On June 14, Obama went to Cuyahoga Community College—the same place where Clinton had offered his two-year timetable in 2010—and picked up the metaphor about digging out of a hole:
From 2001 to 2008, we had the slowest job growth in half a century. The typical family saw their incomes fall. … Not only are we digging out of a hole that is nine million jobs deep, we’re digging out from an entire decade where six million manufacturing jobs left our shores, where costs rose but incomes and wages didn’t, and where the middle class fell further and further behind.
I’m sympathetic to this critique of the Bush years. But what’s striking in Obama’s plea is his extension of the time horizon for judging performance. In the June 14 speech, he pushed back the baseline from 2008 to 2001, implying that he should be judged not by whether people feel better off after Obama’s four years in office, but by comparing economic trends during Bush’s eight years with trends during a similar period under Obama. Then, on July 5, Obama explicitly extended his accountability date beyond 2012: “We knew it would take more than one year or one term or maybe even one president.” Obama now repeats this caveat in nearly every speech.

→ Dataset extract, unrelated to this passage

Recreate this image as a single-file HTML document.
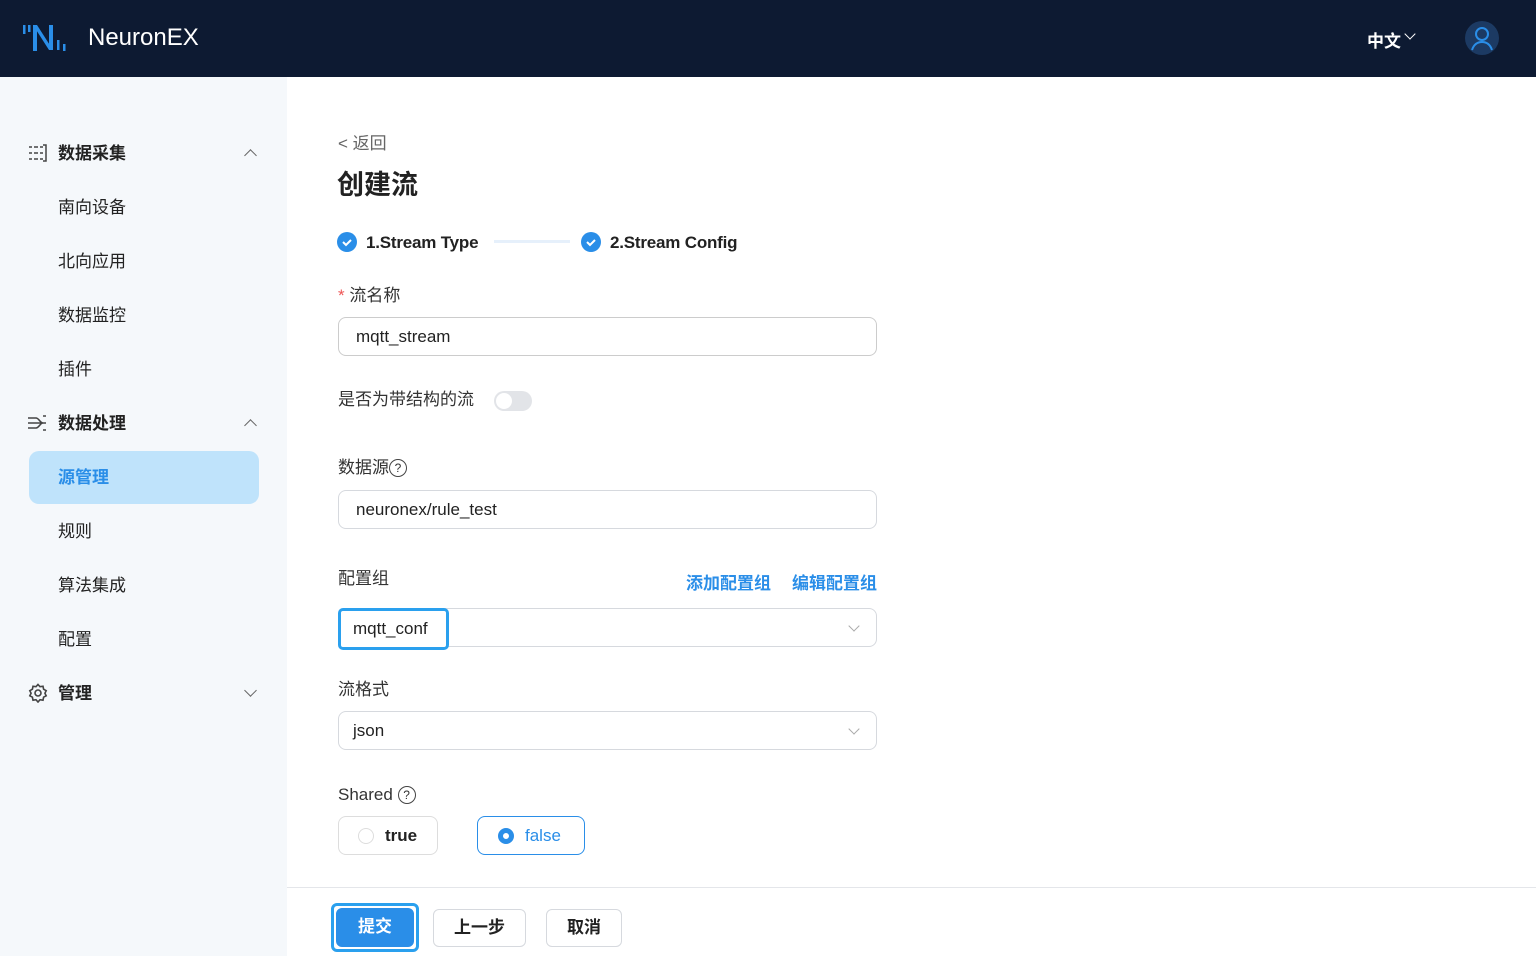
<!DOCTYPE html>
<html><head><meta charset="utf-8"><style>
*{margin:0;padding:0;box-sizing:border-box}
body{width:1536px;height:956px;overflow:hidden;background:#fff;font-family:"Liberation Sans","Noto Sans CJK SC",sans-serif;color:#333;position:relative}
.a{position:absolute}
.hdr{left:0;top:0;width:1536px;height:77px;background:#0d1a32}
.side{left:0;top:77px;width:287px;height:879px;background:#f5f8fb}
.mi{position:absolute;left:58px;font-size:17px;color:#222;line-height:20px}
.grp{font-weight:bold}
.chev{position:absolute;left:246px;width:9px;height:9px;border-left:1.3px solid #666;border-top:1.3px solid #666}
.lbl{position:absolute;left:338px;font-size:17px;color:#333;line-height:20px}
.inp{position:absolute;left:338px;width:539px;height:39px;border:1px solid #d6d9de;border-radius:8px;font-size:17px;color:#222;padding-left:17px;line-height:37px}
.dd{position:absolute;right:18px;top:13px;width:8px;height:8px;border-right:1px solid #aaa;border-bottom:1px solid #aaa;transform:rotate(45deg)}
.btn{position:absolute;top:909px;height:38px;border:1px solid #d6d9de;border-radius:6px;font-size:17px;font-weight:bold;text-align:center;line-height:36px;color:#222}
</style></head><body>
<div class="a hdr">
 <svg class="a" style="left:22px;top:22px" width="56" height="32" viewBox="0 0 56 32">
  <g fill="#2a8ee8"><rect x="1" y="3" width="2.5" height="9"/><rect x="6" y="3" width="2.5" height="7"/>
  <polygon points="11,3 15,3 15,29 11,29"/><polygon points="11,3 15,3 31,28 27,28"/><polygon points="27,3 31,3 31,28 27,28"/>
  <rect x="35" y="18" width="2.5" height="10"/><rect x="41" y="22" width="2.5" height="7"/></g></svg>
 <div class="a" style="left:88px;top:23px;font-size:24px;color:#fff;line-height:30px">NeuronEX</div>
 <div class="a" style="left:1367px;top:27px;font-size:17px;color:#fff;font-weight:bold">中文</div>
 <div class="a" style="left:1406px;top:30px;width:8px;height:8px;border-right:1.5px solid #fff;border-bottom:1.5px solid #fff;transform:rotate(45deg)"></div>
 <div class="a" style="left:1465px;top:21px;width:34px;height:34px;border-radius:50%;background:#1c3a63"></div>
 <svg class="a" style="left:1465px;top:21px" width="34" height="34" viewBox="0 0 34 34"><circle cx="17" cy="13" r="6" fill="none" stroke="#2a8ee8" stroke-width="2"/><path d="M7 29c2-6 6-8 10-8s8 2 10 8" fill="none" stroke="#2a8ee8" stroke-width="2"/></svg>
</div>
<div class="a side"></div>
<svg class="a" style="left:28px;top:144px" width="20" height="18" viewBox="0 0 20 18" fill="none" stroke="#444" stroke-width="1.5"><path d="M1 3h3M6 3h4M12 3h3M1 9h3M6 9h4M1 15h3M6 15h4M12 9h3M12 15h3M15 1h3v16h-3"/></svg>
<div class="mi grp" style="top:144px">数据采集</div><div class="chev" style="top:151px;transform:rotate(45deg)"></div>
<div class="mi" style="top:198px">南向设备</div>
<div class="mi" style="top:252px">北向应用</div>
<div class="mi" style="top:306px">数据监控</div>
<div class="mi" style="top:360px">插件</div>
<svg class="a" style="left:27px;top:414px" width="21" height="18" viewBox="0 0 21 18" fill="none" stroke="#444" stroke-width="1.6"><path d="M1 4h8M1 9h12M1 14h8M9 4c3 0 4 5 7 5M9 14c3 0 4-5 7-5M13 9h6M16 2h3M16 16h3"/></svg>
<div class="mi grp" style="top:414px">数据处理</div><div class="chev" style="top:421px;transform:rotate(45deg)"></div>
<div class="a" style="left:29px;top:451px;width:230px;height:53px;background:#bfe3fb;border-radius:10px"></div>
<div class="mi grp" style="top:468px;color:#2a8ee8">源管理</div>
<div class="mi" style="top:522px">规则</div>
<div class="mi" style="top:576px">算法集成</div>
<div class="mi" style="top:630px">配置</div>
<svg class="a" style="left:28px;top:683px" width="20" height="20" viewBox="0 0 20 20" fill="none" stroke="#444" stroke-width="1.6"><circle cx="10" cy="10" r="3"/><path d="M10 1.5l2 2.2 3-.4.6 2.9 2.6 1.5-1.3 2.5 1.3 2.6-2.6 1.4-.6 3-3-.5-2 2.3-2-2.3-3 .5-.6-3-2.6-1.4 1.3-2.6L1.8 7.7l2.6-1.5.6-2.9 3 .4z"/></svg>
<div class="mi grp" style="top:684px">管理</div><div class="chev" style="top:686px;transform:rotate(225deg)"></div>

<div class="a" style="left:338px;top:129px;font-size:17px;color:#666">&lt; 返回</div>
<div class="a" style="left:337px;top:163px;font-size:27px;font-weight:bold;color:#222">创建流</div>
<svg class="a" style="left:337px;top:232px" width="20" height="20"><circle cx="10" cy="10" r="10" fill="#2a8ee8"/><path d="M6 10l3 3 5-5" stroke="#fff" stroke-width="2" fill="none"/></svg>
<div class="a" style="left:366px;top:233px;font-size:17px;color:#222;font-weight:bold;letter-spacing:-0.2px">1.Stream Type</div>
<div class="a" style="left:494px;top:240px;width:76px;height:3px;background:#e6f0fb"></div>
<svg class="a" style="left:581px;top:232px" width="20" height="20"><circle cx="10" cy="10" r="10" fill="#2a8ee8"/><path d="M6 10l3 3 5-5" stroke="#fff" stroke-width="2" fill="none"/></svg>
<div class="a" style="left:610px;top:233px;font-size:17px;color:#222;font-weight:bold;letter-spacing:-0.2px">2.Stream Config</div>

<div class="lbl" style="top:286px"><span style="color:#e55">*</span> 流名称</div>
<div class="inp" style="top:317px;border-color:#ccc">mqtt_stream</div>
<div class="lbl" style="top:390px">是否为带结构的流</div>
<div class="a" style="left:494px;top:391px;width:38px;height:20px;border-radius:10px;background:#e2e4e8"><div class="a" style="left:2px;top:2px;width:16px;height:16px;border-radius:50%;background:#fff"></div></div>
<div class="lbl" style="top:458px">数据源<span style="display:inline-block;width:18px;height:18px;border:1.3px solid #444;border-radius:50%;font-size:12px;text-align:center;line-height:16px;vertical-align:1px">?</span></div>
<div class="inp" style="top:490px">neuronex/rule_test</div>
<div class="lbl" style="top:569px">配置组</div>
<div class="a" style="left:686px;top:569px;font-size:17px;color:#2a8ee8;font-weight:bold">添加配置组</div>
<div class="a" style="left:792px;top:569px;font-size:17px;color:#2a8ee8;font-weight:bold">编辑配置组</div>
<div class="inp" style="top:608px"><div class="dd"></div></div>
<div class="a" style="left:338px;top:608px;width:111px;height:42px;border:3px solid #2aa0ee;border-radius:5px;font-size:17px;line-height:36px;padding-left:12px;background:#fff;color:#222">mqtt_conf</div>
<div class="lbl" style="top:680px">流格式</div>
<div class="inp" style="top:711px;padding-left:14px">json<div class="dd"></div></div>
<div class="lbl" style="top:785px">Shared <span style="display:inline-block;width:18px;height:18px;border:1.3px solid #444;border-radius:50%;font-size:12px;text-align:center;line-height:16px;vertical-align:1px">?</span></div>
<div class="a" style="left:338px;top:816px;width:100px;height:39px;border:1px solid #ddd;border-radius:8px"></div>
<div class="a" style="left:358px;top:828px;width:16px;height:16px;border:1px solid #ddd;border-radius:50%"></div>
<div class="a" style="left:385px;top:826px;font-size:17px;color:#222;font-weight:bold">true</div>
<div class="a" style="left:477px;top:816px;width:108px;height:39px;border:1px solid #2a8ee8;border-radius:8px"></div>
<div class="a" style="left:498px;top:828px;width:16px;height:16px;border:5px solid #2a8ee8;border-radius:50%;background:#fff"></div>
<div class="a" style="left:525px;top:826px;font-size:17px;color:#2a8ee8">false</div>

<div class="a" style="left:287px;top:887px;width:1249px;height:1px;background:#e4e6ea"></div>
<div class="a" style="left:331px;top:903px;width:88px;height:49px;border:3px solid #2aa0ee;border-radius:6px"></div>
<div class="btn" style="left:336px;top:908px;width:78px;height:39px;background:#2a8ee8;border-color:#2a8ee8;color:#fff;border-radius:6px">提交</div>
<div class="btn" style="left:433px;width:93px">上一步</div>
<div class="btn" style="left:546px;width:76px">取消</div>
</body></html>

Last night in his address at the Democratic convention, Clinton joined the effort to ratchet back expectations. He said Obama had “stopped the slide into depression and put us on the long road to recovery, knowing all the while that no matter how many jobs that he saved or created, there’d still be millions more waiting.” Minutes later, Clinton added:
He put a floor under the crash. He began the long, hard road to recovery. … When President Barack Obama took office, the economy was in free fall. It had just shrunk 9 full percent of GDP. We were losing 750,000 jobs a month. Are we doing better than that today? The answer is yes. … No president—not me, not any of my predecessors, no one—could have fully repaired all the damage that he found in just four years.
Fair enough. But where was that stipulation in 2009 and 2010? Why did Obama say he’d “have this done in three years”? Why did Clinton ask, a year later, for just “two more years”? Where was all this putative foresight about the millions of job seekers who would still be waiting? Where were the warnings about the long, hard road to recovery?
Let’s be honest. Obama was overconfident. So was Clinton, even halfway through Obama’s term. Like most of us, these guys underestimate and overpromise. We shouldn’t believe what they’re telling us now any more than we should have believed, in retrospect, what they told us then. They’ve rolled back their deadline. And if necessary, they’ll roll it back again.
If Obama’s 10-year horizon isn’t long enough for you, try Clinton’s. Here’s what the former president said last night:
Since 1961, for 52 years now, the Republicans have held the White House 28 years. The Democrats [have held it for] 24. In those 52 years, our private economy has produced 66 million private sector jobs. So what’s the job score? Republicans, 24 million. Democrats, 42 [million]. … Republican economic policies quadrupled the national debt …in the 12 years before I took office, and doubled the debt in the eight years after I left.
I’m skeptical of numbers like these, since the effects of one president’s policies often don’t show up till the next president’s term. But what’s mind-boggling in Clinton’s argument is its sheer historical scope. Forget whether you’re better off than you were four years ago, or even 10 years ago. The real report card, by Clinton’s reckoning, takes 50 years.
Half a century from now, will the country be better off than it is today? Who knows? The only thing we know for sure is that if it isn’t, politicians will still be playing for time.